─── AVAILABLE RECORDS
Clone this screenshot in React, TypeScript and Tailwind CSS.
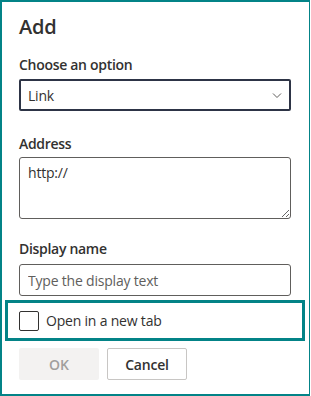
import React from "react";

const font = { fontFamily: '"Segoe UI", "Open Sans", "Noto Sans", sans-serif' };

export default function App() {
  return (
    <div
      style={font}
      className="w-[310px] h-[396px] bg-white border-l-2 border-t-2 border-r border-b-2 border-[#038387] pl-[17px] pr-[18px] pt-[11px] text-[#323130]"
    >
      <h1 className="text-[20px] leading-[28px] font-semibold tracking-[-0.2px]">Add</h1>

      <label className="block mt-[14px] text-[14px] leading-5 font-semibold tracking-[-0.3px]">
        Choose an option
      </label>
      <div className="mt-[4px] h-8 border-2 border-[#2d3446] rounded-[2px] flex items-center justify-between pl-[7px] pr-[7px]">
        <span className="text-[14px] tracking-[-0.2px]">Link</span>
        <svg width="10" height="10" viewBox="0 0 10 10" fill="none">
          <path d="M1 3.5L5 7.5L9 3.5" stroke="#605e5c" strokeWidth="1" />
        </svg>
      </div>

      <label className="block mt-[23px] text-[14px] leading-5 font-semibold tracking-[-0.3px]">
        Address
      </label>
      <textarea
        defaultValue="http://"
        className="mt-[3px] block w-full h-[62px] border border-[#605e5c] rounded-[3px] pl-[8px] pt-[5px] text-[14px] leading-5 text-[#323130] tracking-[-0.2px] outline-none resize-y"
      />

      <label className="block mt-[20px] text-[14px] leading-5 font-semibold tracking-[-0.3px]">
        Display name
      </label>
      <input
        placeholder="Type the display text"
        className="mt-[5px] block w-full h-8 border border-[#605e5c] rounded-[3px] px-[8px] text-[14px] tracking-[-0.2px] placeholder:text-[#605e5c] outline-none"
      />

      <div className="mt-[4px] -mx-[14px] h-[41px] border-[3px] border-[#038387] flex items-center pl-[11px]">
        <span className="w-5 h-5 border border-[#323130] rounded-[2px]" />
        <span className="ml-[7px] text-[14px] tracking-[-0.2px]">Open in a new tab</span>
      </div>

      <div className="mt-[7px] flex gap-2">
        <button className="w-20 h-8 rounded-[2px] bg-[#f3f2f1] text-[#a19f9d] text-[14px] font-semibold">
          OK
        </button>
        <button className="w-20 h-8 rounded-[2px] border border-[#c8c6c4] bg-white text-[#323130] text-[14px] font-semibold tracking-[-0.2px]">
          Cancel
        </button>
      </div>
    </div>
  );
}
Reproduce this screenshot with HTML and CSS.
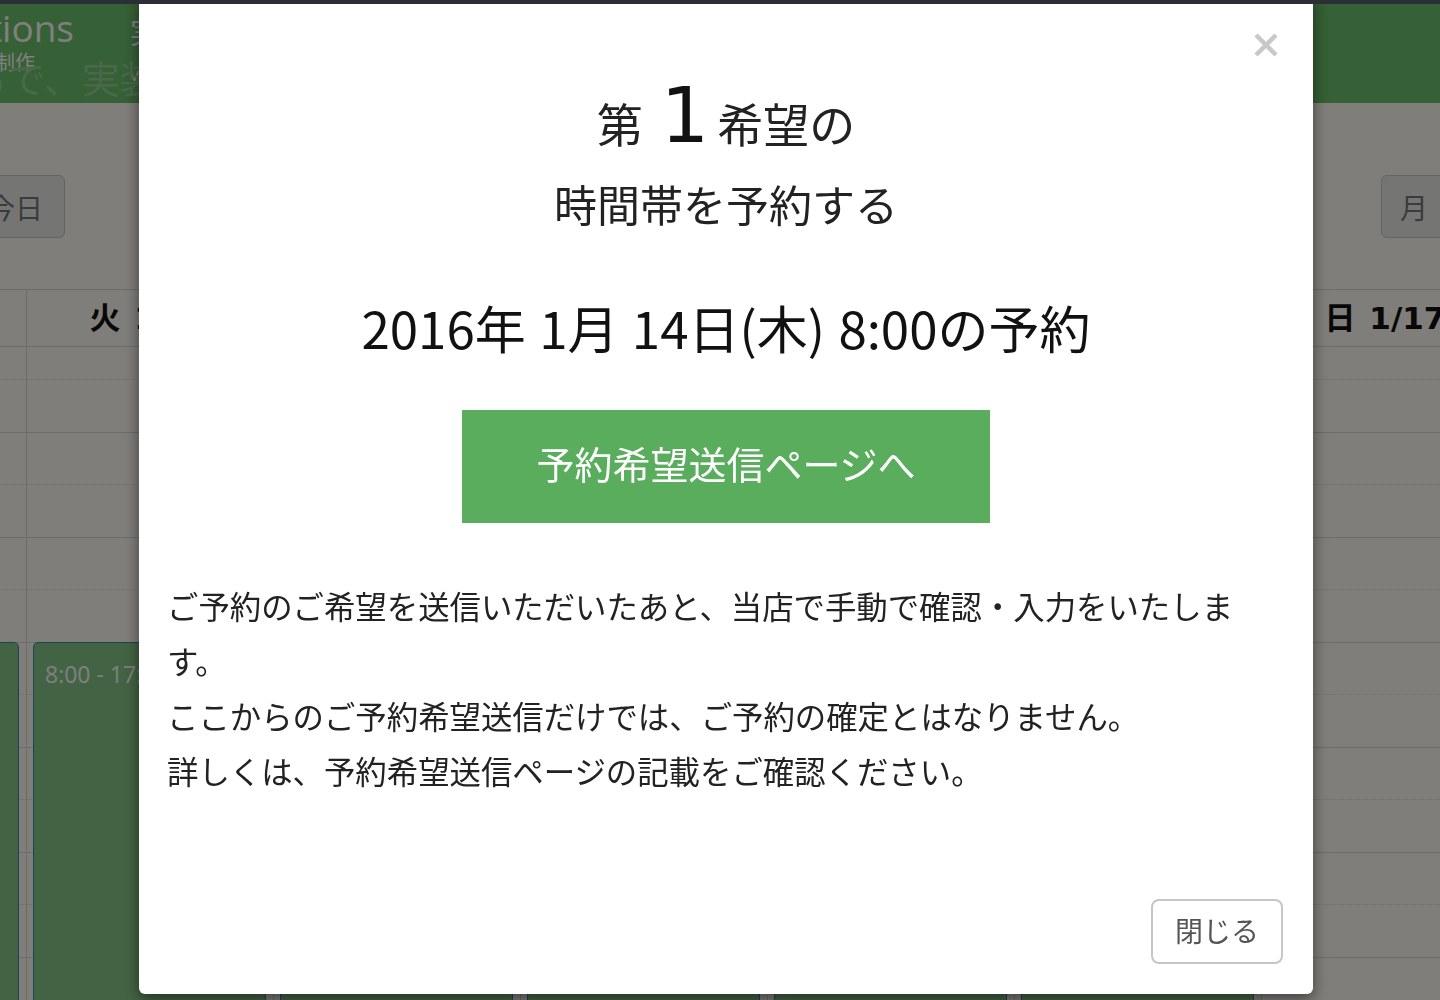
FILE: index.html
```html
<!DOCTYPE html>
<html lang="ja">
<head>
    <meta charset="utf-8">
    <title>予約カレンダー</title>
    <link rel="stylesheet" href="styles.css">
</head>
<body>
    <div class="topbar"></div>

    <header class="site-header">
        <div class="brand">
            <div class="brand-name">Solutions</div>
            <div class="brand-sub">ホームページ制作</div>
        </div>
        <nav class="nav">
            <a href="#">実績紹介<small>view works</small></a>
        </nav>
        <p class="catch">思いをかたちにするところで、実装まで</p>
    </header>

    <div class="calendar">
        <div class="toolbar">
            <button class="fc-button today">今日</button>
            <div class="btn-group">
                <button class="fc-button">月</button>
                <button class="fc-button">週</button>
                <button class="fc-button">日</button>
            </div>
        </div>

        <div class="cal-grid">
            <div class="cal-head">
                <div class="cal-th"></div>
                <div class="cal-th">月 1/11</div>
                <div class="cal-th">火 1/12</div>
                <div class="cal-th">水 1/13</div>
                <div class="cal-th">木 1/14</div>
                <div class="cal-th">金 1/15</div>
                <div class="cal-th">土 1/16</div>
                <div class="cal-th">日 1/17</div>
            </div>
            <div class="cal-body">
                <div class="slat first"></div>
                <div class="slat hour"></div>
                <div class="slat"></div>
                <div class="slat hour"></div>
                <div class="slat"></div>
                <div class="slat hour"></div>
                <div class="slat"></div>
                <div class="slat hour"></div>
                <div class="slat"></div>
                <div class="slat hour"></div>
                <div class="slat"></div>
                <div class="slat hour"></div>
                <div class="slat"></div>

                <div class="cal-cols">
                    <div class="cal-col axis"></div>
                    <div class="cal-col"><div class="event">8:00 - 17:00</div></div>
                    <div class="cal-col"><div class="event">8:00 - 17:00</div></div>
                    <div class="cal-col"><div class="event">8:00 - 17:00</div></div>
                    <div class="cal-col"><div class="event">8:00 - 17:00</div></div>
                    <div class="cal-col"><div class="event">8:00 - 17:00</div></div>
                    <div class="cal-col"><div class="event">8:00 - 17:00</div></div>
                    <div class="cal-col"></div>
                </div>
            </div>
        </div>
    </div>

    <div class="modal-backdrop"></div>

    <div class="modal">
        <div class="modal-dialog">
            <button class="modal-close" aria-label="閉じる">
                <svg width="24" height="24" viewBox="0 0 24 24">
                    <path d="M2 2 L22 22 M22 2 L2 22" stroke="#c8c8c8" stroke-width="4.5" fill="none"/>
                </svg>
            </button>
            <div class="modal-body">
                <h2 class="modal-title"><span class="title-lead">第<span class="rank">1</span>希望の</span><br>時間帯を予約する</h2>
                <p class="slot-date">2016年 1月 14日(木) 8:00の予約</p>
                <a class="btn-reserve" href="#">予約希望送信ページへ</a>
                <p class="notice">ご予約のご希望を送信いただいたあと、当店で手動で確認・入力をいたします。<br>ここからのご予約希望送信だけでは、ご予約の確定とはなりません。<br>詳しくは、予約希望送信ページの記載をご確認ください。</p>
            </div>
            <div class="modal-footer">
                <button class="btn-close">閉じる</button>
            </div>
        </div>
    </div>
</body>
</html>
```
FILE: styles.css
```css
body {
    margin: 0;
    height: 1000px;
    overflow: hidden;
    font-family: "Noto Sans CJK JP", sans-serif;
    background-color: #fefcf4;
    color: #222;
}

.topbar {
    position: fixed;
    top: 0;
    left: 0;
    right: 0;
    height: 4px;
    background-color: #2b2f35;
    z-index: 1100;
}

/* page behind the modal */

.site-header {
    position: relative;
    display: flex;
    height: 103px;
    background-color: #6cc06c;
    color: #fff;
}

.brand {
    width: 74px;
    display: flex;
    flex-direction: column;
    align-items: flex-end;
}

.brand-name {
    margin-top: 6px;
    font-family: "Open Sans", sans-serif;
    font-size: 37px;
    line-height: 44px;
    white-space: nowrap;
}

.brand-sub {
    margin-right: 39px;
    font-size: 20px;
    line-height: 24px;
    white-space: nowrap;
}

.nav {
    margin-left: 56px;
}

.nav a {
    display: flex;
    flex-direction: column;
    padding-top: 12px;
    color: #fff;
    text-decoration: none;
    font-size: 30px;
    line-height: 36px;
    white-space: nowrap;
}

.nav small {
    margin-top: 16px;
    font-family: "Open Sans", sans-serif;
    font-size: 18px;
    line-height: 20px;
}

.catch {
    position: absolute;
    left: -449px;
    top: 58px;
    margin: 0;
    font-size: 38px;
    line-height: 38px;
    color: #94cf94;
    white-space: nowrap;
}

.calendar {
    margin-left: -300px;
    width: 1808px;
}

.toolbar {
    display: flex;
    margin: 72px -71px 51px 0;
}

.fc-button {
    height: 63px;
    width: 66px;
    padding: 0;
    font-family: inherit;
    font-size: 28px;
    color: #777;
    background-color: #ebebe8;
    border: 1px solid #c8c8c8;
    border-radius: 0;
}

.today {
    width: 100px;
    margin-left: 265px;
    border-radius: 6px;
}

.btn-group {
    display: flex;
    margin-left: auto;
}

.btn-group .fc-button:first-child {
    border-radius: 6px 0 0 6px;
}

.btn-group .fc-button:last-child {
    border-radius: 0 6px 6px 0;
}

.cal-grid {
    border-top: 1px solid #d8d8d4;
}

.cal-head,
.cal-cols {
    display: grid;
    grid-template-columns: 79px repeat(7, 247px);
}

.cal-head {
    height: 56px;
    border-bottom: 1px solid #d8d8d4;
}

.cal-th {
    border-left: 1px solid #d8d8d4;
    text-align: center;
    font-family: "DejaVu Sans", "Noto Sans CJK JP", sans-serif;
    font-weight: bold;
    font-size: 31px;
    word-spacing: 3px;
    line-height: 56px;
    color: #111;
    white-space: nowrap;
}

.cal-th:first-child {
    border-left: none;
}

.cal-body {
    position: relative;
}

.slat {
    box-sizing: border-box;
    height: 52.5px;
    border-bottom: 1px dotted #dcdcd6;
}

.slat.first {
    height: 33px;
}

.slat.hour {
    border-bottom-style: solid;
    border-bottom-color: #d8d8d4;
}

.cal-cols {
    position: absolute;
    top: 0;
    left: 0;
    right: 0;
    bottom: 0;
}

.cal-col {
    position: relative;
    border-left: 1px solid #d8d8d4;
}

.cal-col.axis {
    border-left: none;
}

.event {
    position: absolute;
    top: 295px;
    left: 6px;
    right: 7px;
    height: 600px;
    padding: 16px 11px;
    background-color: #86c888;
    border: 1px solid #3a87ad;
    border-radius: 5px;
    color: #fff;
    font-family: "Open Sans", sans-serif;
    font-size: 23px;
    line-height: 30px;
    white-space: nowrap;
    overflow: hidden;
}

.modal-backdrop {
    position: fixed;
    top: 0;
    left: 0;
    right: 0;
    bottom: 0;
    background-color: #000;
    opacity: 0.5;
}

/* modal */

.modal {
    position: fixed;
    top: 0;
    left: 0;
    right: 0;
    bottom: 0;
    z-index: 1050;
}

.modal-dialog {
    position: relative;
    box-sizing: border-box;
    display: flex;
    flex-direction: column;
    width: 1174px;
    height: 1000px;
    margin: -6px 0 0 139px;
    padding: 0 30px 30px;
    background-color: #fff;
    border-radius: 6px;
    box-shadow: 0 5px 15px rgba(0, 0, 0, 0.5);
}

.modal-close {
    position: absolute;
    top: 39px;
    right: 35px;
    width: 24px;
    height: 24px;
    padding: 0;
    border: none;
    background: none;
    cursor: pointer;
}

.modal-close svg {
    display: block;
}

.modal-title {
    margin: 88px 0 0;
    text-align: center;
    font-size: 43px;
    font-weight: normal;
    line-height: 80px;
    color: #222;
}

.title-lead {
    font-size: 46px;
}

.rank {
    margin: 0 8px 0 18px;
    font-family: "DejaVu Sans", sans-serif;
    font-size: 76px;
    line-height: 0;
    color: #111;
}

.slot-date {
    margin: 44px 0 0;
    text-align: center;
    font-size: 51px;
    word-spacing: 2px;
    line-height: 80px;
    color: #111;
}

.btn-reserve {
    display: block;
    box-sizing: border-box;
    width: 528px;
    height: 113px;
    margin: 43px auto 0;
    padding-bottom: 8px;
    background-color: #5aad5c;
    color: #fff;
    text-align: center;
    text-decoration: none;
    font-size: 38px;
    line-height: 105px;
}

.notice {
    max-width: 1090px;
    margin: 55px 0 0 -2px;
    font-size: 31.4px;
    line-height: 55px;
    color: #222;
}

.modal-footer {
    display: flex;
    justify-content: flex-end;
    margin-top: auto;
}

.btn-close {
    width: 132px;
    height: 65px;
    padding: 0 0 4px;
    font-family: inherit;
    font-size: 28px;
    color: #555;
    background-color: #fff;
    border: 2px solid #c3c7cb;
    border-radius: 8px;
    cursor: pointer;
}
```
──────
*PROBLEM:*
Report only how many lines in the records contain the word "React".

*TASK RESULT:*
2